▸ **WHAT IS ASKED**:
Look through the data below and report how many lines include "React". Only the number should be given.

** start of INFORMATION SUPPLIED **

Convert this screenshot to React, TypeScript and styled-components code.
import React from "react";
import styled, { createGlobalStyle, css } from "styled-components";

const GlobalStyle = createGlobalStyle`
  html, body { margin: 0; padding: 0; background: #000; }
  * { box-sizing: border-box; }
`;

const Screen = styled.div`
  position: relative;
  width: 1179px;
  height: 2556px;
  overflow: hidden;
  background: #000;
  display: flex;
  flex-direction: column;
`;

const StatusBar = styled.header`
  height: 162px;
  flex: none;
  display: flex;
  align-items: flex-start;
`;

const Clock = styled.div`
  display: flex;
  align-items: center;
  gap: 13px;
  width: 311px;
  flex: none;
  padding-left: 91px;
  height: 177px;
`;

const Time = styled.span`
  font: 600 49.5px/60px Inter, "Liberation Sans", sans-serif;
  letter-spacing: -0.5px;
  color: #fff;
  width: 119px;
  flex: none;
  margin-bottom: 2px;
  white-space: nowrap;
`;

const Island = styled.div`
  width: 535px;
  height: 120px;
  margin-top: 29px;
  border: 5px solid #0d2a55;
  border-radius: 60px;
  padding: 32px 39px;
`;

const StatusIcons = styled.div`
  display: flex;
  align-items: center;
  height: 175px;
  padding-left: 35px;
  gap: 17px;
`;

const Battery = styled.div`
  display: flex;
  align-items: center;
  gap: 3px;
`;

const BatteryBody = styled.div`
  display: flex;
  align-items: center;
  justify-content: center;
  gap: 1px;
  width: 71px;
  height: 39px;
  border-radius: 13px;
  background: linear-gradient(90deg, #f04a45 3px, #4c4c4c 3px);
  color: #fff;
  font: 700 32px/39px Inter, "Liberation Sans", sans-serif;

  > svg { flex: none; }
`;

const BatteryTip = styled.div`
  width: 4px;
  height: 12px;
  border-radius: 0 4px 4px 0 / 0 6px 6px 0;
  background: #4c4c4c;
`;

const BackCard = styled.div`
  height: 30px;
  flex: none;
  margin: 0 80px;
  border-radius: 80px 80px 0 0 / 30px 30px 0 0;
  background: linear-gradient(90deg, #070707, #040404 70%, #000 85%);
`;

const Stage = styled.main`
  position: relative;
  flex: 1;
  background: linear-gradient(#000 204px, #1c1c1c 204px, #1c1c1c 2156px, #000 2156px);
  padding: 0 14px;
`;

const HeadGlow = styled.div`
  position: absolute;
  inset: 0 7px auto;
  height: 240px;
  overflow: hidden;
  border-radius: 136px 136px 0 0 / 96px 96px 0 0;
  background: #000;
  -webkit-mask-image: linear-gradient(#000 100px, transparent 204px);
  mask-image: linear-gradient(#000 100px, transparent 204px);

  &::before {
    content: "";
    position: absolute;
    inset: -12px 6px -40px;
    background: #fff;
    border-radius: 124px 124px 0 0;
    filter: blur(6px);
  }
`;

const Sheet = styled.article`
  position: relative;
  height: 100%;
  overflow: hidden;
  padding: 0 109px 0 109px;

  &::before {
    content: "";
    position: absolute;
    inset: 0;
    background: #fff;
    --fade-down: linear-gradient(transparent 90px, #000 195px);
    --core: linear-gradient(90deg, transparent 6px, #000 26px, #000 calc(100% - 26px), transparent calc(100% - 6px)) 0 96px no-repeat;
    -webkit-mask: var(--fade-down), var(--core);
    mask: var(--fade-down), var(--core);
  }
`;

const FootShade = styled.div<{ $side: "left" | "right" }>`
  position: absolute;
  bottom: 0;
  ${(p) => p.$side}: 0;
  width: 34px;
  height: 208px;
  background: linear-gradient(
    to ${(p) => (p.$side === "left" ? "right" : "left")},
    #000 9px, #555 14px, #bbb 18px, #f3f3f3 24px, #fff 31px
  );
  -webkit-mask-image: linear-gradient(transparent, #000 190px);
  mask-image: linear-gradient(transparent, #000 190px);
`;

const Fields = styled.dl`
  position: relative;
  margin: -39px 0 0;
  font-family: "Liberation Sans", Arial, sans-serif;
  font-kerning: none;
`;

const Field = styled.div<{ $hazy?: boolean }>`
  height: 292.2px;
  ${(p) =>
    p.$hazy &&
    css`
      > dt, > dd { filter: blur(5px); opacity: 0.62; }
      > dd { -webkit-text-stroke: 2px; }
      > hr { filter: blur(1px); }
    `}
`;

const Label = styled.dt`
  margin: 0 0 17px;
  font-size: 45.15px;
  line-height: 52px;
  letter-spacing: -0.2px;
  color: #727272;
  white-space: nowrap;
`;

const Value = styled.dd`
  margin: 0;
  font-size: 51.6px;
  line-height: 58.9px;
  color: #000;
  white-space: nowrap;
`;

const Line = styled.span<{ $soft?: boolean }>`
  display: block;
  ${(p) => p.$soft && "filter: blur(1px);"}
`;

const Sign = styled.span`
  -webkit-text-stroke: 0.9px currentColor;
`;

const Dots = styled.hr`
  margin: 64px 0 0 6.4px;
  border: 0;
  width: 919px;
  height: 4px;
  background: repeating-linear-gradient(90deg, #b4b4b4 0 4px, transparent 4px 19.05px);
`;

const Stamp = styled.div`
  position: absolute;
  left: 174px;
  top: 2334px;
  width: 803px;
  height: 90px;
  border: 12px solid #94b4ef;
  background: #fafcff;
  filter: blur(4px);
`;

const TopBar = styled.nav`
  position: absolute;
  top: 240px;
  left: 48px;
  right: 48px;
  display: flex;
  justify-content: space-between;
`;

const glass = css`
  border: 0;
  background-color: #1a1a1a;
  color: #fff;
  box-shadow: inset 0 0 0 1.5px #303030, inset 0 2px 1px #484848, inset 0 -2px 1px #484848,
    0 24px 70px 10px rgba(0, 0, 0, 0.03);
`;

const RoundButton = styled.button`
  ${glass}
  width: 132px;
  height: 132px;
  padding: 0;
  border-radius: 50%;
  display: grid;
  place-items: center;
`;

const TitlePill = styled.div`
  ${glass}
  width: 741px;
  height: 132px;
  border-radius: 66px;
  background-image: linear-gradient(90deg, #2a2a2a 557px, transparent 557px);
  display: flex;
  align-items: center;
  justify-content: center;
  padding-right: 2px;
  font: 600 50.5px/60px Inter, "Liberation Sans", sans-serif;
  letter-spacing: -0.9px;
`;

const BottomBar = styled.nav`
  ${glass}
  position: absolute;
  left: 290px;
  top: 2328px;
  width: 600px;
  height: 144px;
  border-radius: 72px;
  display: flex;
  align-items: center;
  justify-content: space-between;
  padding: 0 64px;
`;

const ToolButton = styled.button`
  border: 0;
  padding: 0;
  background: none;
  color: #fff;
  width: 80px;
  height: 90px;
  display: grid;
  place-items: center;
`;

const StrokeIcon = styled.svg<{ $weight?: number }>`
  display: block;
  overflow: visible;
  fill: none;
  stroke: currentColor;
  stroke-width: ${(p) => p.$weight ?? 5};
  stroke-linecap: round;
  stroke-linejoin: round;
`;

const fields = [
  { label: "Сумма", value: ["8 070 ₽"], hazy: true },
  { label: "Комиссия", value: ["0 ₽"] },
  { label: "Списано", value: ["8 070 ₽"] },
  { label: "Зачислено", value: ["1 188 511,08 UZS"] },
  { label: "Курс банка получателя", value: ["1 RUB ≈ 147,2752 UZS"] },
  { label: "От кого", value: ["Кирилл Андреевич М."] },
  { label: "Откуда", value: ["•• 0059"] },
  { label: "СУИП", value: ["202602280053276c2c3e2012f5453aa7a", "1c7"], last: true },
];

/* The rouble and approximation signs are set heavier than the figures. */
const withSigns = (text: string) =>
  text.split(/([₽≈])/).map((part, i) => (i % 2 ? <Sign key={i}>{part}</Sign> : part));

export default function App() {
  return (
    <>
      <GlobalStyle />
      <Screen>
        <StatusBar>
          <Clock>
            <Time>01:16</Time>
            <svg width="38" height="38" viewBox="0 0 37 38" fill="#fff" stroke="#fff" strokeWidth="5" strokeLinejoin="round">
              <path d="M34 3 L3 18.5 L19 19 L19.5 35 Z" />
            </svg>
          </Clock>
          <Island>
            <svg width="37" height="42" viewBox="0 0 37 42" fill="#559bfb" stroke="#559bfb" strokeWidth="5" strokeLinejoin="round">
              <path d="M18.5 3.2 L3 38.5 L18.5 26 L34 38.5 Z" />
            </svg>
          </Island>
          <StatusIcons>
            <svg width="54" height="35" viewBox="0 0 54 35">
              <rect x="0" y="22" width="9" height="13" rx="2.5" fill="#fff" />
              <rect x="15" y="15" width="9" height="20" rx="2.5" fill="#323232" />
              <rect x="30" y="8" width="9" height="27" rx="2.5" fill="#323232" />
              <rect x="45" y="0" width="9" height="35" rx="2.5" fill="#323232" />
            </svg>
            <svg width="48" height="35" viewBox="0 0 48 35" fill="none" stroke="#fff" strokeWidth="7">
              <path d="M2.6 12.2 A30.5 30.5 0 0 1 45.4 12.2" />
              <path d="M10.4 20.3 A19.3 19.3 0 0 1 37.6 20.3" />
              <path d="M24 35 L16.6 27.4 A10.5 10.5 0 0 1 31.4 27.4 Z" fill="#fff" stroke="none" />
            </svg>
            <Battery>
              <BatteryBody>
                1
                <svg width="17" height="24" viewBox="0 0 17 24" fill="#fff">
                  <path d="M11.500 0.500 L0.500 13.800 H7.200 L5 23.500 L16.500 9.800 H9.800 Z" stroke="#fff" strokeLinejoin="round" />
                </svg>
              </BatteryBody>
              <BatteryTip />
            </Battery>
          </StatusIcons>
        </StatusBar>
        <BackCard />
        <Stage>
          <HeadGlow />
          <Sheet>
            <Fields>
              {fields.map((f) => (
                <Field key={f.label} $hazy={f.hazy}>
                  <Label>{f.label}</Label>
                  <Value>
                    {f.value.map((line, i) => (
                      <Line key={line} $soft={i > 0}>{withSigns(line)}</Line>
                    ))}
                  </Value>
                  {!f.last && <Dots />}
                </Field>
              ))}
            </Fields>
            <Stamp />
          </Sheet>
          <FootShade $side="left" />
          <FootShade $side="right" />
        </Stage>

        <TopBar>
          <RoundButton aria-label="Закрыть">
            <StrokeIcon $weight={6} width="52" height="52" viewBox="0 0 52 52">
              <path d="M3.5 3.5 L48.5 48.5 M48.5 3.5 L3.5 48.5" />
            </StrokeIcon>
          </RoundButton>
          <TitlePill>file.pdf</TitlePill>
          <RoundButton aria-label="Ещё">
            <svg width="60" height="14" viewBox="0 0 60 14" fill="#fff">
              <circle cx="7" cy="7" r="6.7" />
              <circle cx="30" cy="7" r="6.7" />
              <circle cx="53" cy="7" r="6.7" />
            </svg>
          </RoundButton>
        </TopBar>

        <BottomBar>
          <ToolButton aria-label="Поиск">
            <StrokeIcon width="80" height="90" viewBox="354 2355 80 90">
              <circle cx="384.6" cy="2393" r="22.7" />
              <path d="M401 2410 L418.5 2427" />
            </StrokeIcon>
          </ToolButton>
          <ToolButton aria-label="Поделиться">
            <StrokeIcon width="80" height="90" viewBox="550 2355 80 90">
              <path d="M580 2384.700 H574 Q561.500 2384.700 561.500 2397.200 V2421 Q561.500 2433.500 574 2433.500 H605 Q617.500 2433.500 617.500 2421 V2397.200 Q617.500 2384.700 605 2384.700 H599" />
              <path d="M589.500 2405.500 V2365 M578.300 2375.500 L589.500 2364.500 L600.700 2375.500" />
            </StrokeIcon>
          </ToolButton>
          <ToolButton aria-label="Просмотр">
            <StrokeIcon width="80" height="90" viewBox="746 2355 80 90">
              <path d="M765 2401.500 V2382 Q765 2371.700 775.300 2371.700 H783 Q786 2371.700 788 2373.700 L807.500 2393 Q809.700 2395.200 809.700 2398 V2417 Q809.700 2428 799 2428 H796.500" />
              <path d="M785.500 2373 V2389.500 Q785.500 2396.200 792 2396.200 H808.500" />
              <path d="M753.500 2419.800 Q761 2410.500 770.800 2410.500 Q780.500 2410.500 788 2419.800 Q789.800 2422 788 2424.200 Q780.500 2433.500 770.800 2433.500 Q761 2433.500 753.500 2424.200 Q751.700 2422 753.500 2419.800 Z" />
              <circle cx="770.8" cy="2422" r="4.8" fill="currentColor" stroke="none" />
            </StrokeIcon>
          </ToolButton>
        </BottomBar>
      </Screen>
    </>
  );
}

** end of INFORMATION SUPPLIED **

▸ **RESPONSE TO THIS EXERCISE**:
2